Required task
Locate each line containing the string "that" and copy it out.

[Rows from a dataset of pages and code]
_ _ _ _

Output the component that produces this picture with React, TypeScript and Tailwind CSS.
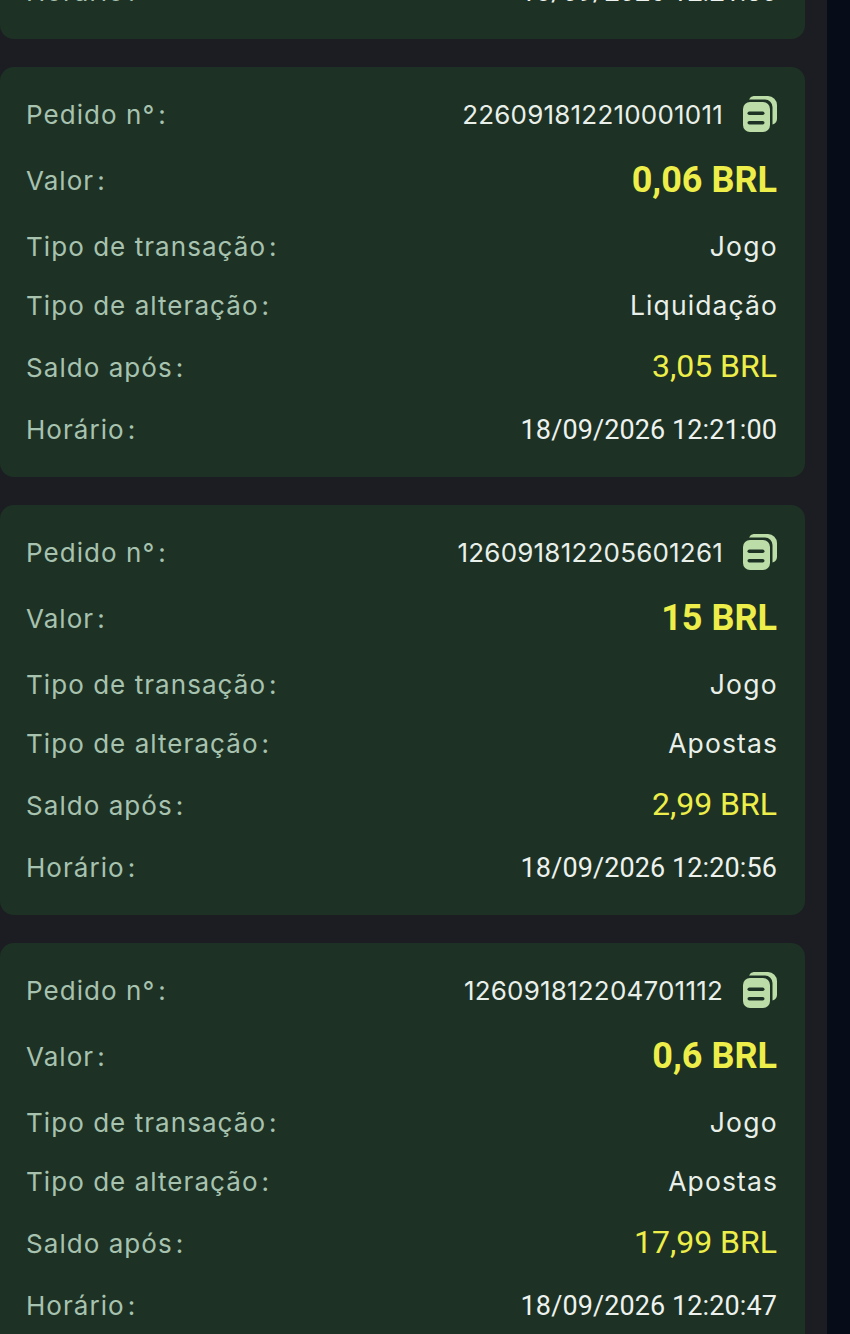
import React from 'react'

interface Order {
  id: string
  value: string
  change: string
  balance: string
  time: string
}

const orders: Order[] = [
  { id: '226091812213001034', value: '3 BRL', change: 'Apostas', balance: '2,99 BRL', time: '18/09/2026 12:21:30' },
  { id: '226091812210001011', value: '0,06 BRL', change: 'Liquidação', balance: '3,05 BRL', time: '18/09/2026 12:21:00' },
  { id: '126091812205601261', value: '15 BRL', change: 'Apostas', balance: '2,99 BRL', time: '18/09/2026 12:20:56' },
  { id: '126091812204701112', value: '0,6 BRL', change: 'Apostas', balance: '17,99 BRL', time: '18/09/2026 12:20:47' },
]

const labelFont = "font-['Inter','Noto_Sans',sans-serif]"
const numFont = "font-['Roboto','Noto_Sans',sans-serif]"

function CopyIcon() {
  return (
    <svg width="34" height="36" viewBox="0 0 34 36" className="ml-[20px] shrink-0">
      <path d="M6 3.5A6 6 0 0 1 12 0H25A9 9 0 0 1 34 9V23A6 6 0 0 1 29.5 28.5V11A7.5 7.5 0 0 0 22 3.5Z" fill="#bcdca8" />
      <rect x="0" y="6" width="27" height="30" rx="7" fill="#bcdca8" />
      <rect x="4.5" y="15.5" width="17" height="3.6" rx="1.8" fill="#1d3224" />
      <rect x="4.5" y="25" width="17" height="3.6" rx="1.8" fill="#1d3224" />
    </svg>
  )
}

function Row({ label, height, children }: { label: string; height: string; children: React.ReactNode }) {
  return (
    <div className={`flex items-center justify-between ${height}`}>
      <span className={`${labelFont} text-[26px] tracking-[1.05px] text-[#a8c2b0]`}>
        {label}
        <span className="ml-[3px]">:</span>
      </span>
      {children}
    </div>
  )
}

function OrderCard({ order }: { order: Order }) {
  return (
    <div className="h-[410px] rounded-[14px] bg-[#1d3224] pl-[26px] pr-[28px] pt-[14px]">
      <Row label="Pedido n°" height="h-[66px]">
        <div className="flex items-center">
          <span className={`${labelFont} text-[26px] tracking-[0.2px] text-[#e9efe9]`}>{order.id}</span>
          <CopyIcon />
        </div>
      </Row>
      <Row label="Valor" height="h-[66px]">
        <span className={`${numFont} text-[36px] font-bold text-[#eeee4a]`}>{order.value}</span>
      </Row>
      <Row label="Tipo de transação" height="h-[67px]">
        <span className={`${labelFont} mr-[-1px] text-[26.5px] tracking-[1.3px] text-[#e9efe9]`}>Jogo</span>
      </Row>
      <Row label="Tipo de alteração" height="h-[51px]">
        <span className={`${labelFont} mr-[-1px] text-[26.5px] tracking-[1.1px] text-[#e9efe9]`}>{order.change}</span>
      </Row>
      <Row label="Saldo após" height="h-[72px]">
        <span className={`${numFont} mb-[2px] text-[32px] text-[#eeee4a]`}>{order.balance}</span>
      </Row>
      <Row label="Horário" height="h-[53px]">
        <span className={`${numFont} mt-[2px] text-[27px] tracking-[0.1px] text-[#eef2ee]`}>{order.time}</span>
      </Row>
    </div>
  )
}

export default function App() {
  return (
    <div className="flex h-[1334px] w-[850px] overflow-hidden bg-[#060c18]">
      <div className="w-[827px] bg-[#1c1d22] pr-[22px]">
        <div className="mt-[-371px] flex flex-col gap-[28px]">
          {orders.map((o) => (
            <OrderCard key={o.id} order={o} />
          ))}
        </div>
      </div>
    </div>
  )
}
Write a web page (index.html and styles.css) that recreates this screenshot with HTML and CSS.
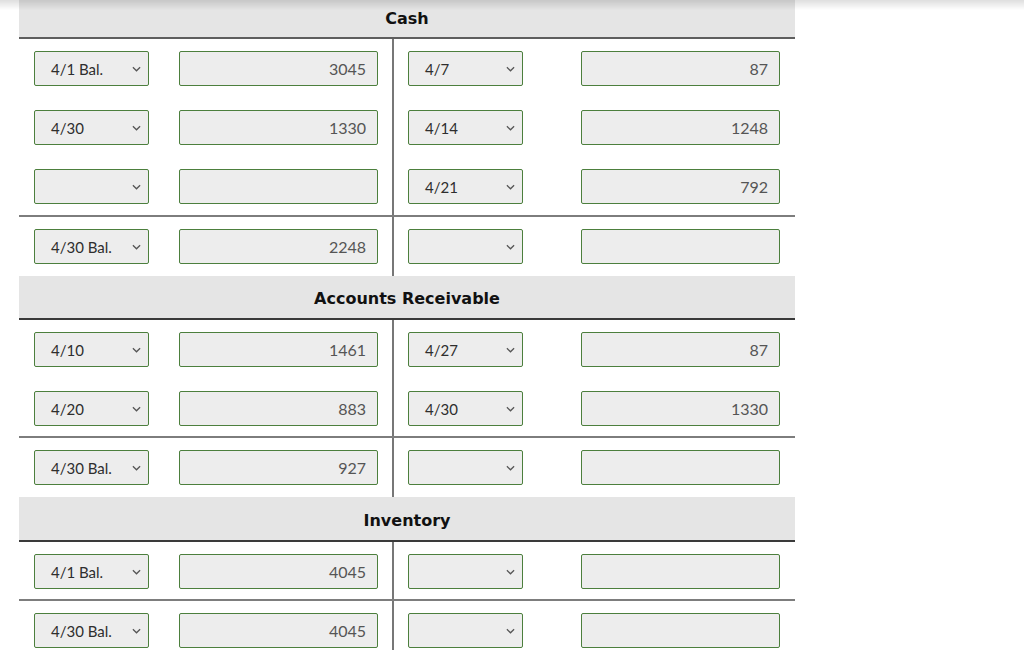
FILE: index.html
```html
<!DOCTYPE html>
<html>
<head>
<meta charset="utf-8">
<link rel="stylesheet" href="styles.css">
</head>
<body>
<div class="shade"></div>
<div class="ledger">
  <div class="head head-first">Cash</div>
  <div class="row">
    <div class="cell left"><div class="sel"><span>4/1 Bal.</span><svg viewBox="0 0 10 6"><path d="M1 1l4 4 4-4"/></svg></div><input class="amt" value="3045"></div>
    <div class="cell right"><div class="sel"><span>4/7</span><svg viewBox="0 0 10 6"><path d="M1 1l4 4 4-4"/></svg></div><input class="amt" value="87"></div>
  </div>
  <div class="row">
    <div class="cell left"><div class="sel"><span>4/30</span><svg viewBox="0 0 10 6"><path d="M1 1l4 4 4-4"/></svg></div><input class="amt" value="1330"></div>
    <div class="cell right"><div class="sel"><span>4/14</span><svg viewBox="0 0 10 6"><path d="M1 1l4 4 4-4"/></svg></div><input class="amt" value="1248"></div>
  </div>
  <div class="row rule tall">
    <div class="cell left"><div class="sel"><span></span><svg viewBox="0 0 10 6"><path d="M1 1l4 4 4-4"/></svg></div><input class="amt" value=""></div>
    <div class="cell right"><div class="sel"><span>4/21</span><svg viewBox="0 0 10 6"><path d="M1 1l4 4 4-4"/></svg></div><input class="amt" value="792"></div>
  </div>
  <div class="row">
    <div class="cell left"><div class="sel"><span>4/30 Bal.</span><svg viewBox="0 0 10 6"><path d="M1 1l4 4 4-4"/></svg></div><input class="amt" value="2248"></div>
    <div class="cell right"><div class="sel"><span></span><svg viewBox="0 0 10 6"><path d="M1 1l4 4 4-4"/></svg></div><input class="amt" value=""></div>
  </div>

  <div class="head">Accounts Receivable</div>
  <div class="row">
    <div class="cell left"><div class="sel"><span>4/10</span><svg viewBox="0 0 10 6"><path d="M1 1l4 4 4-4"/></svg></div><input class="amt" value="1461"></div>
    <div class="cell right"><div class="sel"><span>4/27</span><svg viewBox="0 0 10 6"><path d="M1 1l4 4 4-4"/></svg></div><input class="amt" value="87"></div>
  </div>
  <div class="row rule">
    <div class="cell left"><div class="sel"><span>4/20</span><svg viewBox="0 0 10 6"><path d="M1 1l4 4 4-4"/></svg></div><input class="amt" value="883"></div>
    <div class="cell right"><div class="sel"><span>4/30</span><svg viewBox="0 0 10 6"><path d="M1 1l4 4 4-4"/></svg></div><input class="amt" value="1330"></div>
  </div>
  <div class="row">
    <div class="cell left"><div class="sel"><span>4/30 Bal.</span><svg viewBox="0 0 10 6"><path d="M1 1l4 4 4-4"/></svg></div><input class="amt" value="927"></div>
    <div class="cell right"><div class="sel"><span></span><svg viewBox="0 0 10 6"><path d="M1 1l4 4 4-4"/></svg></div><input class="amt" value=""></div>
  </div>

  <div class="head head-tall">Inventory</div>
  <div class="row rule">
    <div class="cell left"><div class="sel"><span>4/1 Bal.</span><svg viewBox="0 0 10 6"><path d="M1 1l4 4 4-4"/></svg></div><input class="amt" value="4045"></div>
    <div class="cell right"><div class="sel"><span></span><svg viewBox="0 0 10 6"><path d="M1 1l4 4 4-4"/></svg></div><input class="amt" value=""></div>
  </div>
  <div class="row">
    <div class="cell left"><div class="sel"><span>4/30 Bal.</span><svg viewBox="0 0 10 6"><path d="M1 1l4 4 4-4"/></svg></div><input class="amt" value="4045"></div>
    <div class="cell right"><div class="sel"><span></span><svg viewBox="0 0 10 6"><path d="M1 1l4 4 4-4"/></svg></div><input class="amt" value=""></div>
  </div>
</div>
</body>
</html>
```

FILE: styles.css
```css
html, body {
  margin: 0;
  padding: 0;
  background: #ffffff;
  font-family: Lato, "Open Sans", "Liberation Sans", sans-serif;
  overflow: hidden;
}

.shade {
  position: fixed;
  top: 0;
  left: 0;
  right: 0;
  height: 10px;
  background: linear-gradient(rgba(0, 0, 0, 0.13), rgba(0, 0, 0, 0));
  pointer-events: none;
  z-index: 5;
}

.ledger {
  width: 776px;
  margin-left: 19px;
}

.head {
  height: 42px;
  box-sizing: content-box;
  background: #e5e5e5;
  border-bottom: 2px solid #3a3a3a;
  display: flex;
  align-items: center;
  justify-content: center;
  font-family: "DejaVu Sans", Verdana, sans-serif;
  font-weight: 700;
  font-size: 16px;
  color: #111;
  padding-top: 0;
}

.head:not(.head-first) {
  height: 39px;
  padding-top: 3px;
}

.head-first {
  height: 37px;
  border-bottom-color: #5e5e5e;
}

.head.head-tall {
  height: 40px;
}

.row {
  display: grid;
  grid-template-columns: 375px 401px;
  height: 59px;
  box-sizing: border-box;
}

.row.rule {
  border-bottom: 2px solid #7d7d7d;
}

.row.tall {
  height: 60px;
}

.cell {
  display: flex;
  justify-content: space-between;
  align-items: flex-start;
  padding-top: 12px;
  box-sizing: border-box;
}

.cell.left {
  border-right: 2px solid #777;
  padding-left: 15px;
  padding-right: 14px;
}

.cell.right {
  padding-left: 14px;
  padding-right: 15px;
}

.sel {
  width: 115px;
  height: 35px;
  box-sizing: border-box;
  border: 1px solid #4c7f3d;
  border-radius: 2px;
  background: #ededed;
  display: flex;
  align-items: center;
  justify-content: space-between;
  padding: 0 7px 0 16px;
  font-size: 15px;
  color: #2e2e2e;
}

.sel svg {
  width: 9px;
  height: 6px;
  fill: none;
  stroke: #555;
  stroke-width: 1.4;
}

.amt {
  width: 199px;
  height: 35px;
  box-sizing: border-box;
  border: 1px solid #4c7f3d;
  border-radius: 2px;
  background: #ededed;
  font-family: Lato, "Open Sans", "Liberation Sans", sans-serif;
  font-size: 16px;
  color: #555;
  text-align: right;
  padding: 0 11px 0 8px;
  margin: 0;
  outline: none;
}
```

_ _ _ _

Task output
Output the component that produces this picture with React, TypeScript and Tailwind CSS.
Write a web page (index.html and styles.css) that recreates this screenshot with HTML and CSS.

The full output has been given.